Business

Samsung Beats Apple in a Lesser Patent Skirmish

This week the U.S. Court of Appeals for the Federal Circuit overturned a preliminary injunction granted to Apple this summer in district court by Judge Lucy Koh. Apple had shown it would see a significant loss of sales and smartphone marketshare if a preliminary injunction were not granted, she found.

However, the appeals court stayed the injunction until it could formally rule.

Insufficient Cause

The injunction stemmed from a suit filed earlier this year, in which Apple alleged that Samsung’s Galaxy Nexus smartphone infringed eight of its patents. This appeal, however, just focused on one of the patents — an apparatus for “unified search” that uses heuristic modules to search multiple data storage locations.

The appeals court cited the legal precedent that a plaintiff seeking a preliminary injunction must establish the likelihood of success on the merits, the probability of suffering irreparable harm in the absence of preliminary relief, that the balance of equities tips in the plaintiff’s favor, and that an injunction would be in the public interest.

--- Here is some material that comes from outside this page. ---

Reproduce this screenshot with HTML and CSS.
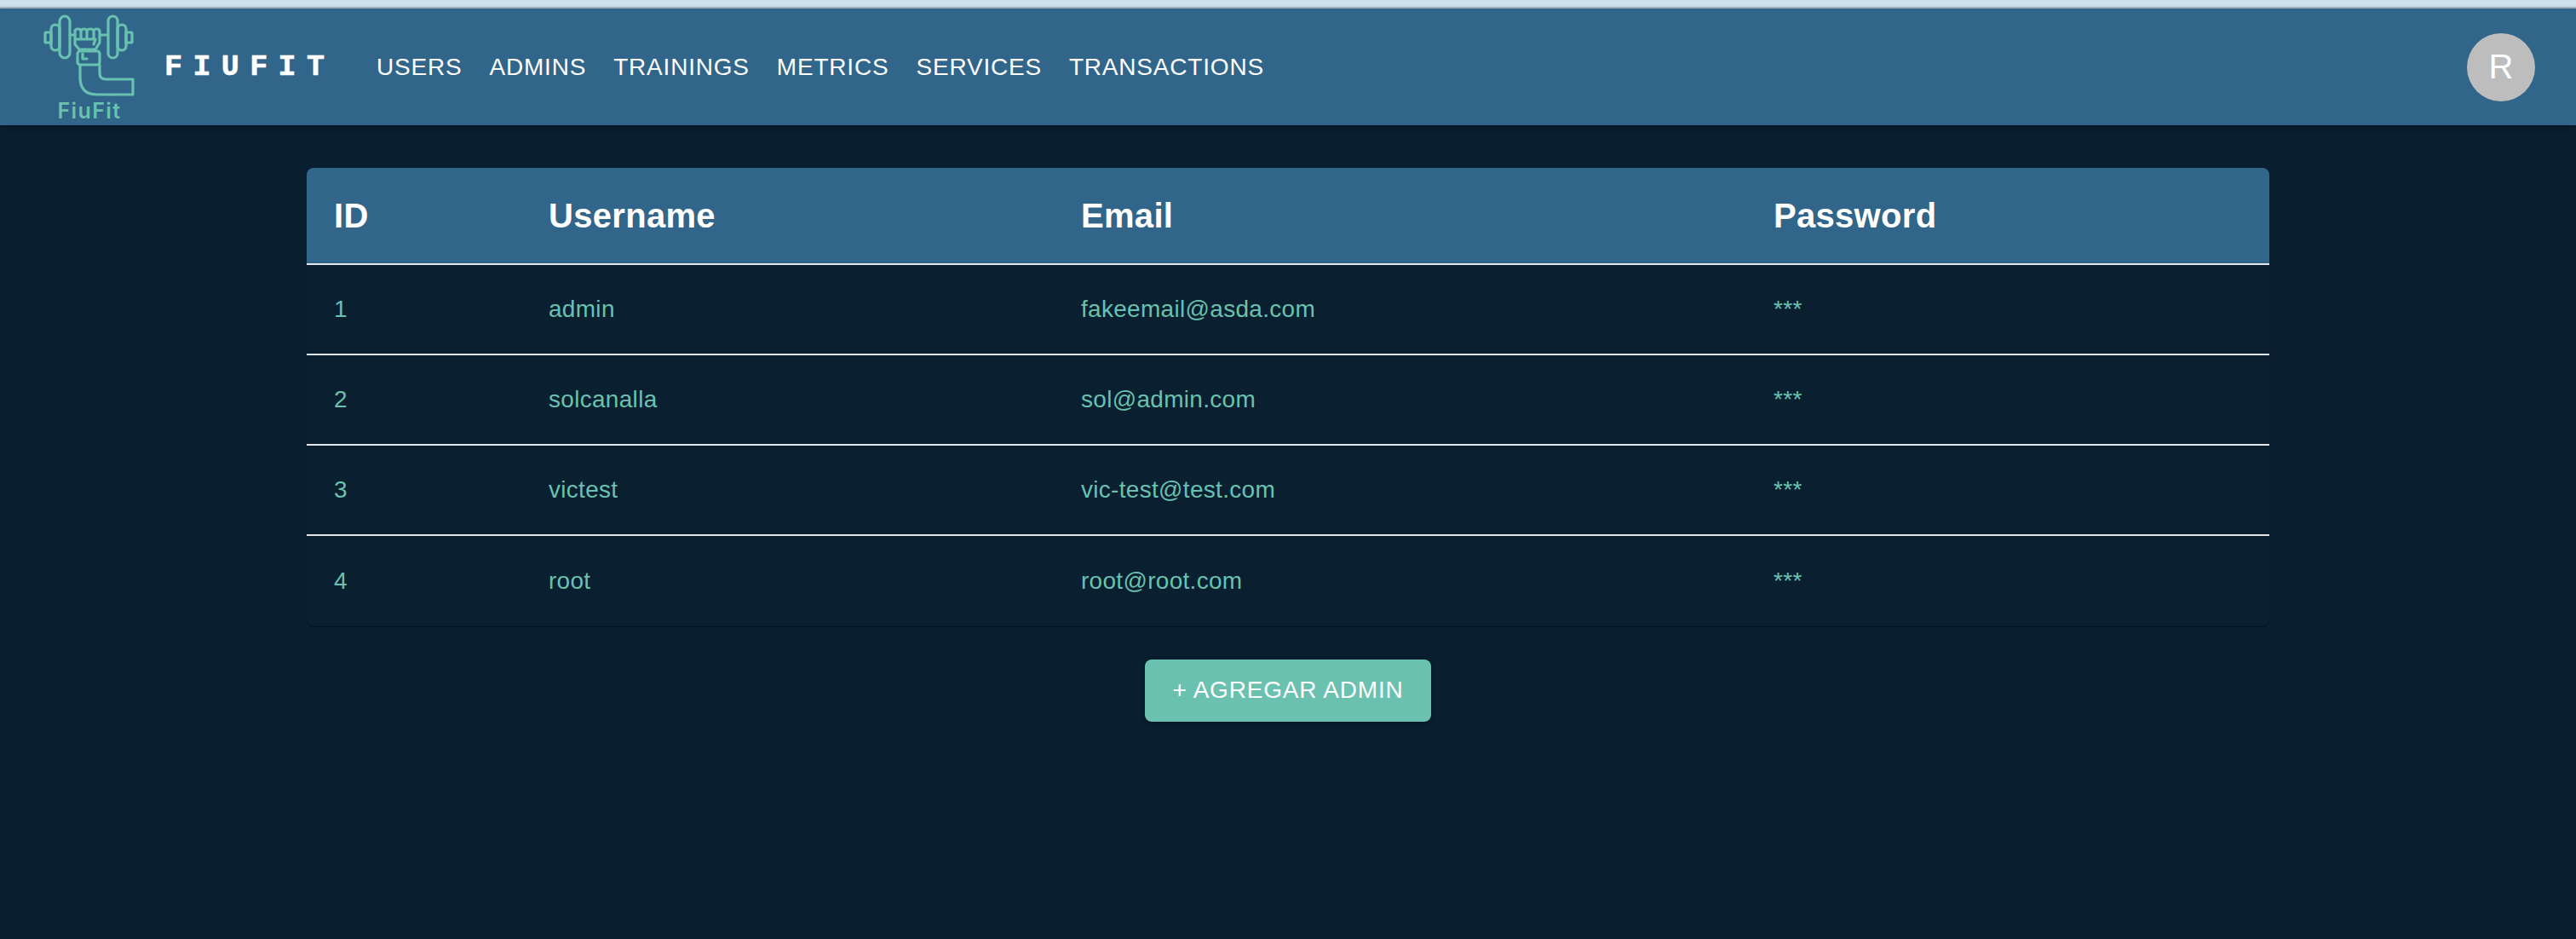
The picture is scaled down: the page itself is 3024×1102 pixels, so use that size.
FILE: index.html
```html
<!DOCTYPE html>
<html lang="en">
<head>
    <meta charset="UTF-8">
    <meta name="viewport" content="width=device-width, initial-scale=1.0">
    <title>FiuFit</title>
    <link rel="stylesheet" href="styles.css">
</head>
<body>
    <div class="top-strip"></div>

    <header class="app-bar">
        <div class="logo">
            <svg class="logo-mark" viewBox="50 16 110 100" fill="none" stroke="#69c1af" stroke-width="3.2" stroke-linejoin="round" stroke-linecap="round">
                <!-- left weights -->
                <rect x="53" y="38" width="7" height="12" rx="1"/>
                <rect x="60" y="29" width="10" height="30" rx="5"/>
                <rect x="70" y="19" width="12" height="49" rx="6"/>
                <path d="M82 41h6M118 41h8"/>
                <!-- right weights -->
                <rect x="127" y="19" width="11" height="49" rx="5.500"/>
                <rect x="138" y="29" width="10" height="30" rx="5"/>
                <rect x="148" y="38" width="7" height="12" rx="1"/>
                <!-- fist -->
                <path d="M88 46V37q0-3 3.500-3t3.500 3v9M95 37q0-3 3.500-3t3.500 3v9M102 37q0-3 4-3t4 3v9M110 37q0-3 3.500-3t3.500 3v13l-5 8H93l-5-6v-6h24l-2 6"/>
                <!-- wrist and arm -->
                <rect x="91" y="60" width="26" height="16" rx="3"/>
                <path d="M97 63v6h5"/>
                <path d="M94 76v15q0 20 20 20h42V93h-32q-7 0-7-7V76"/>
            </svg>
            <span class="logo-name">FiuFit</span>
        </div>
        <span class="brand">FIUFIT</span>
        <nav class="nav">
            <a href="#">USERS</a>
            <a href="#">ADMINS</a>
            <a href="#">TRAININGS</a>
            <a href="#">METRICS</a>
            <a href="#">SERVICES</a>
            <a href="#">TRANSACTIONS</a>
        </nav>
        <div class="avatar">R</div>
    </header>

    <main class="content">
        <div class="table-box">
            <table class="admins">
                <colgroup>
                    <col class="col-id">
                    <col class="col-user">
                    <col class="col-email">
                    <col>
                </colgroup>
                <thead>
                    <tr>
                        <th>ID</th>
                        <th>Username</th>
                        <th>Email</th>
                        <th>Password</th>
                    </tr>
                </thead>
                <tbody>
                    <tr>
                        <td>1</td>
                        <td>admin</td>
                        <td>fakeemail@asda.com</td>
                        <td>***</td>
                    </tr>
                    <tr>
                        <td>2</td>
                        <td>solcanalla</td>
                        <td>sol@admin.com</td>
                        <td>***</td>
                    </tr>
                    <tr>
                        <td>3</td>
                        <td>victest</td>
                        <td>vic-test@test.com</td>
                        <td>***</td>
                    </tr>
                    <tr>
                        <td>4</td>
                        <td>root</td>
                        <td>root@root.com</td>
                        <td>***</td>
                    </tr>
                </tbody>
            </table>
        </div>
        <button type="button" class="add-btn">+ AGREGAR ADMIN</button>
    </main>
</body>
</html>
```

FILE: styles.css
```css
html,
body {
    height: 100%;
}

body {
    margin: 0;
    overflow: hidden;
    background-color: #091e2f;
    font-family: "Liberation Sans", Arial, sans-serif;
}

.top-strip {
    height: 8px;
    background-color: #cde0ec;
    border-bottom: 2px solid #a9b9c3;
}

.app-bar {
    display: flex;
    align-items: center;
    height: 137px;
    padding: 0 48px 0 50px;
    background-color: #31658a;
    box-shadow: 0 2px 6px rgba(0, 0, 0, 0.3);
    color: #fff;
}

.logo {
    display: flex;
    flex-direction: column;
    align-items: center;
    width: 110px;
    margin-right: 33px;
    padding-top: 2px;
}

.logo-mark {
    display: block;
    width: 110px;
    height: 100px;
}

.logo-name {
    margin-top: 1px;
    font-family: Inter, sans-serif;
    font-size: 25px;
    font-weight: 600;
    letter-spacing: 1.4px;
    line-height: 26px;
    color: #69c1af;
}

.brand {
    width: 249px;
    font-family: "Liberation Mono", monospace;
    font-size: 35px;
    font-weight: 700;
    letter-spacing: 12.4px;
    -webkit-text-stroke: 0.6px #fff;
}

.nav {
    display: flex;
    gap: 32px;
    flex: 1;
}

.nav a {
    font-size: 28px;
    letter-spacing: 0.8px;
    color: #fff;
    text-decoration: none;
}

.avatar {
    display: flex;
    align-items: center;
    justify-content: center;
    width: 80px;
    height: 80px;
    border-radius: 50%;
    background-color: #bdbdbd;
    font-size: 40px;
    color: #fff;
}

.content {
    display: flex;
    flex-direction: column;
    align-items: center;
    padding-top: 50px;
}

.table-box {
    width: 2304px;
    border-radius: 8px;
    overflow: hidden;
    box-shadow: 0 1px 1px rgba(0, 0, 0, 0.4);
    background-color: #0a1f30;
}

.admins {
    width: 100%;
    table-layout: fixed;
    border-collapse: collapse;
}

.col-id {
    width: 252px;
}

.col-user {
    width: 625px;
}

.col-email {
    width: 813px;
}

.admins th {
    height: 112px;
    padding: 0 32px;
    background-color: #31658a;
    border-bottom: 2px solid #e3e6e8;
    font-size: 40px;
    font-weight: 700;
    letter-spacing: 0.3px;
    text-align: left;
    color: #fff;
}

.admins td {
    height: 104px;
    padding: 0 32px;
    border-bottom: 2px solid #e3e6e8;
    font-size: 28px;
    letter-spacing: 0.3px;
    color: #69c1af;
}

.admins tbody tr:last-child td {
    border-bottom: none;
    height: 106px;
}

.add-btn {
    width: 336px;
    height: 73px;
    margin-top: 39px;
    padding: 0 0 2px;
    border: none;
    border-radius: 8px;
    background-color: #6ac1af;
    box-shadow: 0 2px 4px rgba(0, 0, 0, 0.25);
    font-family: inherit;
    font-size: 28px;
    letter-spacing: 0.8px;
    color: #fff;
    cursor: pointer;
}
```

Samsung challenged the district court’s decision, arguing that it was abuse of discretion for the district court to find that Apple would be irreparably harmed in the absence of an injunction. Samsung also argued that Apple did not sufficiently establish a link between the harm it allegedly suffered and the infringing conduct. The appeals court said the district court erred when it determined that Apple established a sufficient causal nexus.

The appeals court sent the case back to Koh for reconsideration.

A Court-by-Court Battle

The patent under scrutiny in this appeal was not included in the trial in which Apple won a sweeping victory against Samsung and was awarded US$1.05 billion in damages. Samsung has vowed to appeal that case — adding to the numerous cases pending in both the U.S. and foreign legal systems.

It is difficult to keep track of the many cases that are pending throughout the world between the two companies — and perhaps even more difficult to determine if there is a larger strategy behind each individual action.

“My guess is yes, someone is coordinating these cases, deciding which patent to file suit about in which court,” Christopher M. Collins, a partner with Vanderpool, Frostick & Nishanian, told the E-Commerce Times.

Some of the cases are no doubt brought forward for jurisdictional purposes, he noted, while some might be key to the pursuit of an overall legal strategy.

“In some of these cases,” said Collins, “they are definitely choosing courts for specific reasons.”